STATED EXERCISE
Reproduce the listing below exactly. Pictures do not belong in the copy.
>>>>>
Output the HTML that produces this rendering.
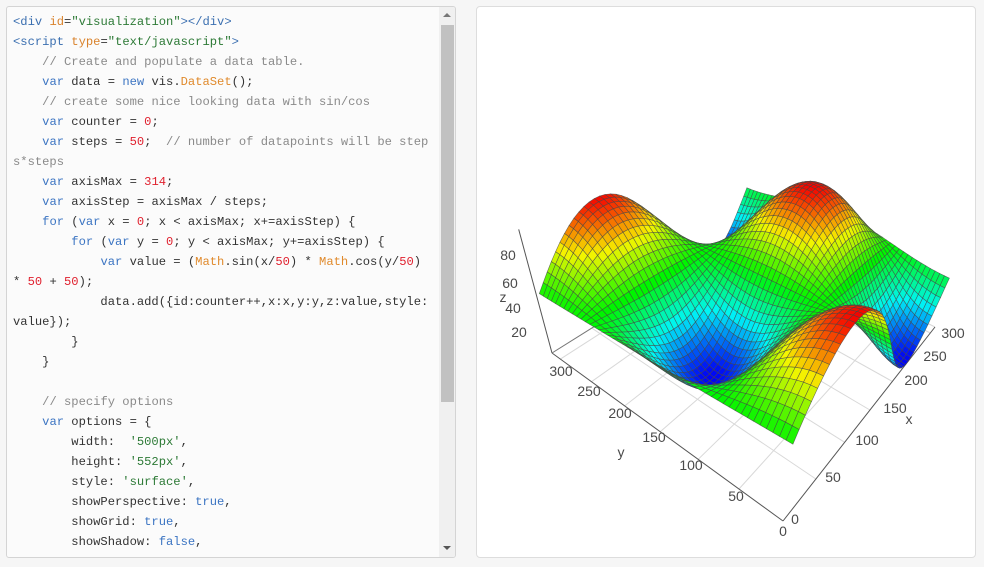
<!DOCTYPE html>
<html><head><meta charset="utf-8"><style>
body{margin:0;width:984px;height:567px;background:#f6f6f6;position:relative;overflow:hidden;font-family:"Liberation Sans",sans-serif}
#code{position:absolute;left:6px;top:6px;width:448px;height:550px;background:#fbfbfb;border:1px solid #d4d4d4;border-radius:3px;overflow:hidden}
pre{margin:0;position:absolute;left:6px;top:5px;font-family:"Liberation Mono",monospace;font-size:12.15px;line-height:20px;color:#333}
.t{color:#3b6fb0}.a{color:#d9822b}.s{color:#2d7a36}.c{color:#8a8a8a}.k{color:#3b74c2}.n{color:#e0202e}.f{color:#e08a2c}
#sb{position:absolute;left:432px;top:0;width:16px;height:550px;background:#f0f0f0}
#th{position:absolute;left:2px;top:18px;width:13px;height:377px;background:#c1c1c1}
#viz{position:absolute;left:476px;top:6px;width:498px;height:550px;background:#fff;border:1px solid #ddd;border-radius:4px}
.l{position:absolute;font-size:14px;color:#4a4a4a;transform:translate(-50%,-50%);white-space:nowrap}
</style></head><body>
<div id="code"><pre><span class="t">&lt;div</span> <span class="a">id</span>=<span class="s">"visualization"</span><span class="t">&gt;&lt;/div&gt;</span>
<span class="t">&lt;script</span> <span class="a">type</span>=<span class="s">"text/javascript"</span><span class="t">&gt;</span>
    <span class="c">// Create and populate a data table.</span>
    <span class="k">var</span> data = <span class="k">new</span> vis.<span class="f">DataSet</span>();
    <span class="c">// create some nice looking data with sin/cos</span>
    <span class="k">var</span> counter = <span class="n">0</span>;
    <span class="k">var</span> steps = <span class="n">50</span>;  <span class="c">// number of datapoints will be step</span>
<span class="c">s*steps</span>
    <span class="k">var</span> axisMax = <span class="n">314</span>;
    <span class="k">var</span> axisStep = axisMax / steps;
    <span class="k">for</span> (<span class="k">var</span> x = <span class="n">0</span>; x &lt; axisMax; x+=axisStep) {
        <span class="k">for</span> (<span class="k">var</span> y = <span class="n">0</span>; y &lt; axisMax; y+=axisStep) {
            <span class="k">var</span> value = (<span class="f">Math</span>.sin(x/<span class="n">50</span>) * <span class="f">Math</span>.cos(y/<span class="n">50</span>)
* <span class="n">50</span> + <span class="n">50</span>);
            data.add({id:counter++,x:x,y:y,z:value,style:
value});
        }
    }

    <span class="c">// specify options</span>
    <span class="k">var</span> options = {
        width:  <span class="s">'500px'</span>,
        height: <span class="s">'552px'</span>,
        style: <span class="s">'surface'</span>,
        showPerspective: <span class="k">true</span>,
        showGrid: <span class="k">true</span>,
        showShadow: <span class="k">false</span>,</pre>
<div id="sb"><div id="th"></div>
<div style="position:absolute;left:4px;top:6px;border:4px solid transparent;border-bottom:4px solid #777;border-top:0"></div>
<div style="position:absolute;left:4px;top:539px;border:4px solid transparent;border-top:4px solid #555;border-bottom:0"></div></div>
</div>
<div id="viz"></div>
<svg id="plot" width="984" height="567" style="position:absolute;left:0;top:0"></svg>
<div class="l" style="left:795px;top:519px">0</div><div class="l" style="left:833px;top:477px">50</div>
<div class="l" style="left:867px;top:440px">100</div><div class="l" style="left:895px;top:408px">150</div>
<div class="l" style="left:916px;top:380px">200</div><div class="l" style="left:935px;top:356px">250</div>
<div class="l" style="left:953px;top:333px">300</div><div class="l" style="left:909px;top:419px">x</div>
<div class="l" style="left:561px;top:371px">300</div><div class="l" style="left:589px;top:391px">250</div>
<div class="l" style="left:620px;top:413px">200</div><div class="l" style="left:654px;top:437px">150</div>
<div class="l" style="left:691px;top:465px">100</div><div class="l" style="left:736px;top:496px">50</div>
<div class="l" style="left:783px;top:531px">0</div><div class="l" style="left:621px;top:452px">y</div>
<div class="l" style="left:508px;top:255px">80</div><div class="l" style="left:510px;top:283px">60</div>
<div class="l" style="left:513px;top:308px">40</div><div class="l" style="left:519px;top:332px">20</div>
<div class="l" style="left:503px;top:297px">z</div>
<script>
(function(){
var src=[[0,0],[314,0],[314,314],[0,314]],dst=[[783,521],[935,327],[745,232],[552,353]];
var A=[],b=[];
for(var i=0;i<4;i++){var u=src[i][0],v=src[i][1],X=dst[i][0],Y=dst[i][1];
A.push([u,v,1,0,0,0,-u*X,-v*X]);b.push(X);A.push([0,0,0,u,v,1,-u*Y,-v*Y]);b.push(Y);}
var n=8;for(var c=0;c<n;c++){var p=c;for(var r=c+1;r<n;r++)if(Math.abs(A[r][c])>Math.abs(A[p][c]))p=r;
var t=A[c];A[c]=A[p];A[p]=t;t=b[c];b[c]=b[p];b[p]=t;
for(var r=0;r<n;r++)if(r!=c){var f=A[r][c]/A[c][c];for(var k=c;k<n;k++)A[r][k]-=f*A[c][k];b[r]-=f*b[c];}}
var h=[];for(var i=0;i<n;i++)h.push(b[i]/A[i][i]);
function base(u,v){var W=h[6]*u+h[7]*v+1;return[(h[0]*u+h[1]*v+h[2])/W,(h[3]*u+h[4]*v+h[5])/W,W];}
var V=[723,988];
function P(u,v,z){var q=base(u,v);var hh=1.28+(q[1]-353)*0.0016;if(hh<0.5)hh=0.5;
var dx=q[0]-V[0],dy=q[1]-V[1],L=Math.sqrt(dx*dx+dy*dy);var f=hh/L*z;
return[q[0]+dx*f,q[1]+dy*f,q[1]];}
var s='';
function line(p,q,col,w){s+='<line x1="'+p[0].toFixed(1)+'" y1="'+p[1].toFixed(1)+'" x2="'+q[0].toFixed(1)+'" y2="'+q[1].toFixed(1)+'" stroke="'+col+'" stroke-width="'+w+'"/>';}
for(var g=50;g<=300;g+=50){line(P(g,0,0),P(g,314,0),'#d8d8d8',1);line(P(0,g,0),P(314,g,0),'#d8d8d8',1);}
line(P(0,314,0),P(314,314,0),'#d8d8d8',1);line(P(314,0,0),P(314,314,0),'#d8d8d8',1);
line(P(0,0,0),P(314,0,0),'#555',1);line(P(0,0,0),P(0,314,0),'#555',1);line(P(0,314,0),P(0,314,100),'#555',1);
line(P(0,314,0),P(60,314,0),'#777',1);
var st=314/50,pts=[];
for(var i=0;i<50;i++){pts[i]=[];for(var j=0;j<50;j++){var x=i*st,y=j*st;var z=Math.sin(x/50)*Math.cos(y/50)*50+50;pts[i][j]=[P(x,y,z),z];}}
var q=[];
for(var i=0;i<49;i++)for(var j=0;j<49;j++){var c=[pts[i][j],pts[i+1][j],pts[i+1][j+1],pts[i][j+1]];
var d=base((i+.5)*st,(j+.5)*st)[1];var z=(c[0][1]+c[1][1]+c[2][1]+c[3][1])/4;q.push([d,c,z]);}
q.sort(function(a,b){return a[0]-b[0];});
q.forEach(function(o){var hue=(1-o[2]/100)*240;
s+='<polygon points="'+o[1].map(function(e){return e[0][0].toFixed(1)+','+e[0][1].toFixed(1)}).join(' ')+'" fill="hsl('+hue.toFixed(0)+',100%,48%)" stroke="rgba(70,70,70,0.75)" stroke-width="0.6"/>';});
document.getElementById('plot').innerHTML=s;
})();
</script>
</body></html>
<<<<<
RESULT OF THE TASK
Output the HTML that produces this rendering.
<!DOCTYPE html>
<html><head><meta charset="utf-8"><style>
body{margin:0;width:984px;height:567px;background:#f6f6f6;position:relative;overflow:hidden;font-family:"Liberation Sans",sans-serif}
#code{position:absolute;left:6px;top:6px;width:448px;height:550px;background:#fbfbfb;border:1px solid #d4d4d4;border-radius:3px;overflow:hidden}
pre{margin:0;position:absolute;left:6px;top:5px;font-family:"Liberation Mono",monospace;font-size:12.15px;line-height:20px;color:#333}
.t{color:#3b6fb0}.a{color:#d9822b}.s{color:#2d7a36}.c{color:#8a8a8a}.k{color:#3b74c2}.n{color:#e0202e}.f{color:#e08a2c}
#sb{position:absolute;left:432px;top:0;width:16px;height:550px;background:#f0f0f0}
#th{position:absolute;left:2px;top:18px;width:13px;height:377px;background:#c1c1c1}
#viz{position:absolute;left:476px;top:6px;width:498px;height:550px;background:#fff;border:1px solid #ddd;border-radius:4px}
.l{position:absolute;font-size:14px;color:#4a4a4a;transform:translate(-50%,-50%);white-space:nowrap}
</style></head><body>
<div id="code"><pre><span class="t">&lt;div</span> <span class="a">id</span>=<span class="s">"visualization"</span><span class="t">&gt;&lt;/div&gt;</span>
<span class="t">&lt;script</span> <span class="a">type</span>=<span class="s">"text/javascript"</span><span class="t">&gt;</span>
    <span class="c">// Create and populate a data table.</span>
    <span class="k">var</span> data = <span class="k">new</span> vis.<span class="f">DataSet</span>();
    <span class="c">// create some nice looking data with sin/cos</span>
    <span class="k">var</span> counter = <span class="n">0</span>;
    <span class="k">var</span> steps = <span class="n">50</span>;  <span class="c">// number of datapoints will be step</span>
<span class="c">s*steps</span>
    <span class="k">var</span> axisMax = <span class="n">314</span>;
    <span class="k">var</span> axisStep = axisMax / steps;
    <span class="k">for</span> (<span class="k">var</span> x = <span class="n">0</span>; x &lt; axisMax; x+=axisStep) {
        <span class="k">for</span> (<span class="k">var</span> y = <span class="n">0</span>; y &lt; axisMax; y+=axisStep) {
            <span class="k">var</span> value = (<span class="f">Math</span>.sin(x/<span class="n">50</span>) * <span class="f">Math</span>.cos(y/<span class="n">50</span>)
* <span class="n">50</span> + <span class="n">50</span>);
            data.add({id:counter++,x:x,y:y,z:value,style:
value});
        }
    }

    <span class="c">// specify options</span>
    <span class="k">var</span> options = {
        width:  <span class="s">'500px'</span>,
        height: <span class="s">'552px'</span>,
        style: <span class="s">'surface'</span>,
        showPerspective: <span class="k">true</span>,
        showGrid: <span class="k">true</span>,
        showShadow: <span class="k">false</span>,</pre>
<div id="sb"><div id="th"></div>
<div style="position:absolute;left:4px;top:6px;border:4px solid transparent;border-bottom:4px solid #777;border-top:0"></div>
<div style="position:absolute;left:4px;top:539px;border:4px solid transparent;border-top:4px solid #555;border-bottom:0"></div></div>
</div>
<div id="viz"></div>
<svg id="plot" width="984" height="567" style="position:absolute;left:0;top:0"></svg>
<div class="l" style="left:795px;top:519px">0</div><div class="l" style="left:833px;top:477px">50</div>
<div class="l" style="left:867px;top:440px">100</div><div class="l" style="left:895px;top:408px">150</div>
<div class="l" style="left:916px;top:380px">200</div><div class="l" style="left:935px;top:356px">250</div>
<div class="l" style="left:953px;top:333px">300</div><div class="l" style="left:909px;top:419px">x</div>
<div class="l" style="left:561px;top:371px">300</div><div class="l" style="left:589px;top:391px">250</div>
<div class="l" style="left:620px;top:413px">200</div><div class="l" style="left:654px;top:437px">150</div>
<div class="l" style="left:691px;top:465px">100</div><div class="l" style="left:736px;top:496px">50</div>
<div class="l" style="left:783px;top:531px">0</div><div class="l" style="left:621px;top:452px">y</div>
<div class="l" style="left:508px;top:255px">80</div><div class="l" style="left:510px;top:283px">60</div>
<div class="l" style="left:513px;top:308px">40</div><div class="l" style="left:519px;top:332px">20</div>
<div class="l" style="left:503px;top:297px">z</div>
<script>
(function(){
var src=[[0,0],[314,0],[314,314],[0,314]],dst=[[783,521],[935,327],[745,232],[552,353]];
var A=[],b=[];
for(var i=0;i<4;i++){var u=src[i][0],v=src[i][1],X=dst[i][0],Y=dst[i][1];
A.push([u,v,1,0,0,0,-u*X,-v*X]);b.push(X);A.push([0,0,0,u,v,1,-u*Y,-v*Y]);b.push(Y);}
var n=8;for(var c=0;c<n;c++){var p=c;for(var r=c+1;r<n;r++)if(Math.abs(A[r][c])>Math.abs(A[p][c]))p=r;
var t=A[c];A[c]=A[p];A[p]=t;t=b[c];b[c]=b[p];b[p]=t;
for(var r=0;r<n;r++)if(r!=c){var f=A[r][c]/A[c][c];for(var k=c;k<n;k++)A[r][k]-=f*A[c][k];b[r]-=f*b[c];}}
var h=[];for(var i=0;i<n;i++)h.push(b[i]/A[i][i]);
function base(u,v){var W=h[6]*u+h[7]*v+1;return[(h[0]*u+h[1]*v+h[2])/W,(h[3]*u+h[4]*v+h[5])/W,W];}
var V=[723,988];
function P(u,v,z){var q=base(u,v);var hh=1.28+(q[1]-353)*0.0016;if(hh<0.5)hh=0.5;
var dx=q[0]-V[0],dy=q[1]-V[1],L=Math.sqrt(dx*dx+dy*dy);var f=hh/L*z;
return[q[0]+dx*f,q[1]+dy*f,q[1]];}
var s='';
function line(p,q,col,w){s+='<line x1="'+p[0].toFixed(1)+'" y1="'+p[1].toFixed(1)+'" x2="'+q[0].toFixed(1)+'" y2="'+q[1].toFixed(1)+'" stroke="'+col+'" stroke-width="'+w+'"/>';}
for(var g=50;g<=300;g+=50){line(P(g,0,0),P(g,314,0),'#d8d8d8',1);line(P(0,g,0),P(314,g,0),'#d8d8d8',1);}
line(P(0,314,0),P(314,314,0),'#d8d8d8',1);line(P(314,0,0),P(314,314,0),'#d8d8d8',1);
line(P(0,0,0),P(314,0,0),'#555',1);line(P(0,0,0),P(0,314,0),'#555',1);line(P(0,314,0),P(0,314,100),'#555',1);
line(P(0,314,0),P(60,314,0),'#777',1);
var st=314/50,pts=[];
for(var i=0;i<50;i++){pts[i]=[];for(var j=0;j<50;j++){var x=i*st,y=j*st;var z=Math.sin(x/50)*Math.cos(y/50)*50+50;pts[i][j]=[P(x,y,z),z];}}
var q=[];
for(var i=0;i<49;i++)for(var j=0;j<49;j++){var c=[pts[i][j],pts[i+1][j],pts[i+1][j+1],pts[i][j+1]];
var d=base((i+.5)*st,(j+.5)*st)[1];var z=(c[0][1]+c[1][1]+c[2][1]+c[3][1])/4;q.push([d,c,z]);}
q.sort(function(a,b){return a[0]-b[0];});
q.forEach(function(o){var hue=(1-o[2]/100)*240;
s+='<polygon points="'+o[1].map(function(e){return e[0][0].toFixed(1)+','+e[0][1].toFixed(1)}).join(' ')+'" fill="hsl('+hue.toFixed(0)+',100%,48%)" stroke="rgba(70,70,70,0.75)" stroke-width="0.6"/>';});
document.getElementById('plot').innerHTML=s;
})();
</script>
</body></html>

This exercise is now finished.